L'astuce, initiée par Free, a rapidement conquis tous les opérateurs Internet français. Chaque mois, sur les factures, une moitié des abonnements «triple play» est taxée à un taux réduit de 5,5%, au lieu de 19,6%. Accordée par la France en échange d'autres contributions des FAI, cette largesse fiscale déclenche aujourd'hui le courroux de la Commission européenne, qui encadre sévèrement les services éligibles aux taux réduits. «Une mise en demeure a été envoyée aux autorités françaises en mars», a déclaré lundi la porte-parole de la Commission chargée des questions de fiscalité, Emer Traynor, confirmant des informations de La Tribune.

Ce double régime de TVA pour les fournisseurs d'accès à Internet n'a pourtant rien de nouveau. Il remonte à la fin 2003, lors du lancement des premières offres de télévision par ADSL. A l'époque, les FAI ont obtenu que leurs nouveaux bouquets de chaînes puissent être taxés au même taux réduit que les services de télévision traditionnels, considérés comme des biens culturels. En se fondant sur le volume des données échangées sur les réseaux ADSL, l'administration fiscale a alors fixé à 56% la part de la télévision dans l'abonnement «triple play». Ramené par la suite à 50%, ce taux a permis aux opérateurs d'échapper à 200 millions d'euros de taxes tous les ans.

Selon le courrier de Bruxelles adressé à la France, ce montage serait pourtant illégal et violerait sept articles de la directive européenne sur la TVA. Le taux réduit, par exemple, n'est pas censé s'appliquer «aux services fournis par voie électronique» et ne peut pas toucher invariablement la moitié de la facture. En effet, certains clients n'utilisent pas forcément les services de télévision, tandis que d'autres, non dégroupés, n'y ont même pas techniquement accès. La France dispose d'un délai de deux mois pour défendre ses vues ou se mettre en règle, à défaut de quoi Bruxelles pourra lui envoyer un «avis motivé», puis saisir la Cour européenne de justice.

«Plusieurs euros de plus pour les clients»

Chez les opérateurs, on se dit déjà inquiet. Et on agite le spectre d'une hausse de l'abonnement pour compenser la perte de cet avantage. «Si jamais la TVA à taux réduit était supprimée, cela serait une véritable catastrophe pour les abonnés qui bénéficient aujourd'hui d'un prix très, très compétitif en Europe», a réagi Yves Le Mouël, directeur général de la Fédération française des télécoms.

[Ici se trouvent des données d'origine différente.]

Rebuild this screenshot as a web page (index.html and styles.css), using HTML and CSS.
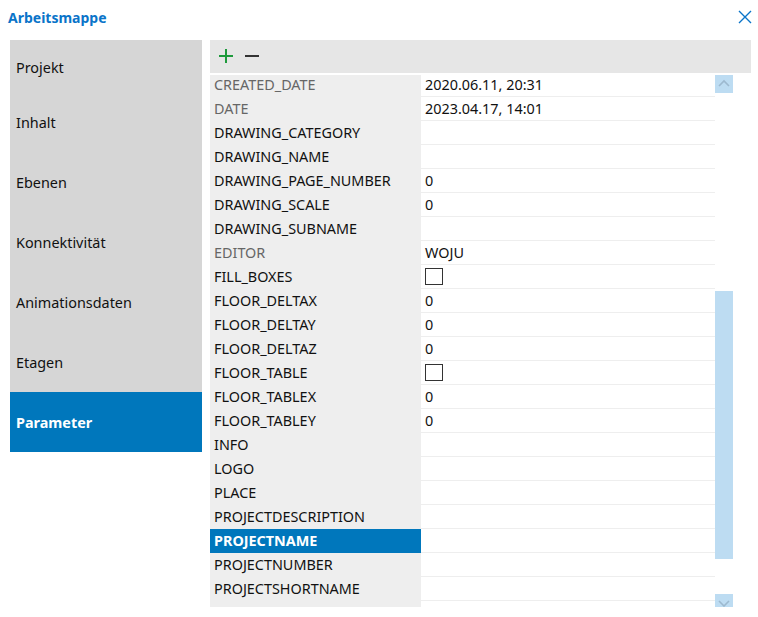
FILE: index.html
```html
<!DOCTYPE html>
<html lang="de">
    <head>
        <meta charset="UTF-8">
        <title>Arbeitsmappe</title>
        <link rel="stylesheet" href="styles.css">
    </head>
    <body>
        <div class="header">
            <h1>Arbeitsmappe</h1>
            <svg class="close" width="14" height="14" viewBox="0 0 14 14">
                <path d="M1 1L13 13M13 1L1 13" stroke="#0a74c9" stroke-width="1.4" fill="none" />
            </svg>
        </div>
        <div class="main">
            <div class="sidebar">
                <div class="tab first">Projekt</div>
                <div class="tab">Inhalt</div>
                <div class="tab">Ebenen</div>
                <div class="tab">Konnektivität</div>
                <div class="tab">Animationsdaten</div>
                <div class="tab">Etagen</div>
                <div class="tab active">Parameter</div>
            </div>
            <div class="panel">
                <div class="toolbar">
                    <svg width="14" height="14" viewBox="0 0 14 14">
                        <path d="M7 0V14M0 7H14" stroke="#1e9a3c" stroke-width="2" />
                    </svg>
                    <svg width="14" height="14" viewBox="0 0 14 14">
                        <path d="M0 7H14" stroke="#333" stroke-width="2" />
                    </svg>
                </div>
                <div class="grid">
                    <div class="rows" id="rows"></div>
                    <div class="scrollbar">
                        <div class="sbtn">
                            <svg width="18" height="18" viewBox="0 0 18 18">
                                <path d="M4 11L9 6L14 11" stroke="#9db9cf" stroke-width="1.6" fill="none" />
                            </svg>
                        </div>
                        <div class="thumb"></div>
                        <div class="sbtn">
                            <svg width="18" height="18" viewBox="0 0 18 18">
                                <path d="M4 7L9 12L14 7" stroke="#9db9cf" stroke-width="1.6" fill="none" />
                            </svg>
                        </div>
                    </div>
                </div>
            </div>
        </div>

        <script>
            const params = [
                ["CREATED_DATE", "2020.06.11, 20:31", "ro"],
                ["DATE", "2023.04.17, 14:01", "ro"],
                ["DRAWING_CATEGORY", ""],
                ["DRAWING_NAME", ""],
                ["DRAWING_PAGE_NUMBER", "0"],
                ["DRAWING_SCALE", "0"],
                ["DRAWING_SUBNAME", ""],
                ["EDITOR", "WOJU", "ro"],
                ["FILL_BOXES", null],
                ["FLOOR_DELTAX", "0"],
                ["FLOOR_DELTAY", "0"],
                ["FLOOR_DELTAZ", "0"],
                ["FLOOR_TABLE", null],
                ["FLOOR_TABLEX", "0"],
                ["FLOOR_TABLEY", "0"],
                ["INFO", ""],
                ["LOGO", ""],
                ["PLACE", ""],
                ["PROJECTDESCRIPTION", ""],
                ["PROJECTNAME", "", "sel"],
                ["PROJECTNUMBER", ""],
                ["PROJECTSHORTNAME", ""],
                ["WORKPLACE", ""]
            ]
            const rows = document.getElementById('rows')
            for (const [name, value, flag] of params) {
                const row = document.createElement('div')
                row.className = "row"
                const n = document.createElement('div')
                n.className = "name"
                if (flag) n.classList.add(flag)
                n.textContent = name
                const v = document.createElement('div')
                v.className = "value"
                if (value === null) {
                    const box = document.createElement('span')
                    box.className = "check"
                    v.append(box)
                } else {
                    v.textContent = value
                }
                row.append(n, v)
                rows.append(row)
            }
        </script>
    </body>
</html>
```

FILE: styles.css
```css
* {
    box-sizing: border-box;
    margin: 0;
    padding: 0;
}

body {
    width: 758px;
    height: 617px;
    overflow: hidden;
    background: #fff;
    font-family: "Noto Sans", "Open Sans", sans-serif;
    font-size: 14.4px;
    color: #111;
}

.header {
    display: flex;
    justify-content: space-between;
    align-items: center;
    height: 34px;
    padding: 0 6px 0 8px;
}

.header h1 {
    font-size: 14px;
    font-weight: 700;
    color: #0a74c9;
}

.close {
    margin-top: -1px;
}

.main {
    display: flex;
    gap: 8px;
    padding: 6px 7px 0 10px;
}

.sidebar {
    width: 192px;
    flex-shrink: 0;
}

.tab {
    height: 60px;
    display: flex;
    align-items: center;
    padding-left: 6px;
    background: #d6d6d6;
}

.tab.first {
    height: 52px;
    padding-top: 2px;
}

.tab.active {
    background: #0077bc;
    color: #fff;
    font-weight: 700;
}

.panel {
    flex: 1;
}

.toolbar {
    height: 33px;
    background: #e6e6e6;
    display: flex;
    align-items: center;
    gap: 12px;
    padding-left: 9px;
    padding-bottom: 1px;
}

.grid {
    margin-top: 2px;
    height: 532px;
    overflow: hidden;
    display: flex;
}

.rows {
    width: 505px;
    margin-top: -2px;
}

.row {
    display: flex;
    height: 24px;
}

.name {
    width: 211px;
    background: #eeeeee;
    padding-left: 4px;
    line-height: 23px;
    white-space: nowrap;
}

.name.ro {
    color: #666;
}

.name.sel {
    background: #0077bc;
    color: #fff;
    font-weight: 700;
}

.value {
    flex: 1;
    border-bottom: 1px solid #eeeeee;
    padding-left: 4px;
    line-height: 23px;
    display: flex;
    align-items: center;
}

.check {
    display: block;
    width: 18px;
    height: 17px;
    border: 1px solid #333;
    background: #fff;
}

.scrollbar {
    width: 18px;
    display: flex;
    flex-direction: column;
}

.sbtn {
    height: 18px;
    background: #bddcf2;
    flex-shrink: 0;
}

.thumb {
    height: 268px;
    margin: 198px 0 35px;
    background: #bddcf2;
    flex-shrink: 0;
}
```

Pour le client, «cela représentera plusieurs euros» supplémentaires, a-t-il estimé, en précisant que «cela dépendra de chaque opérateur». Xavier Niel, président d'Iliad (Free), avait déjà laissé entendre que les prix de l'ADSL pourraient augmenter d'ici à la fin de l'année, face à la multiplication des taxes.

Car la remise en cause de Bruxelles intervient alors que le gouvernement avait progressivement compensé l'avantage accordé aux opérateurs sur le versement de la TVA par d'autres prélèvements. Depuis 2008, les fournisseurs d'accès à Internet sont éligibles au compte de soutien à l'industrie des programmes (Cosip), pour lequel ils versent environ 100 millions d'euros tous les ans. L'Elysée envisageait également d'augmenter de 50 à 55% la part du chiffre d'affaires taxé à 19,6%, afin de financer la carte musique jeunes, destinée à soutenir le téléchargement légal sur Internet. Un éventuel réajustement de la TVA s'annonce déjà comme un casse-tête pour équilibrer les comptes.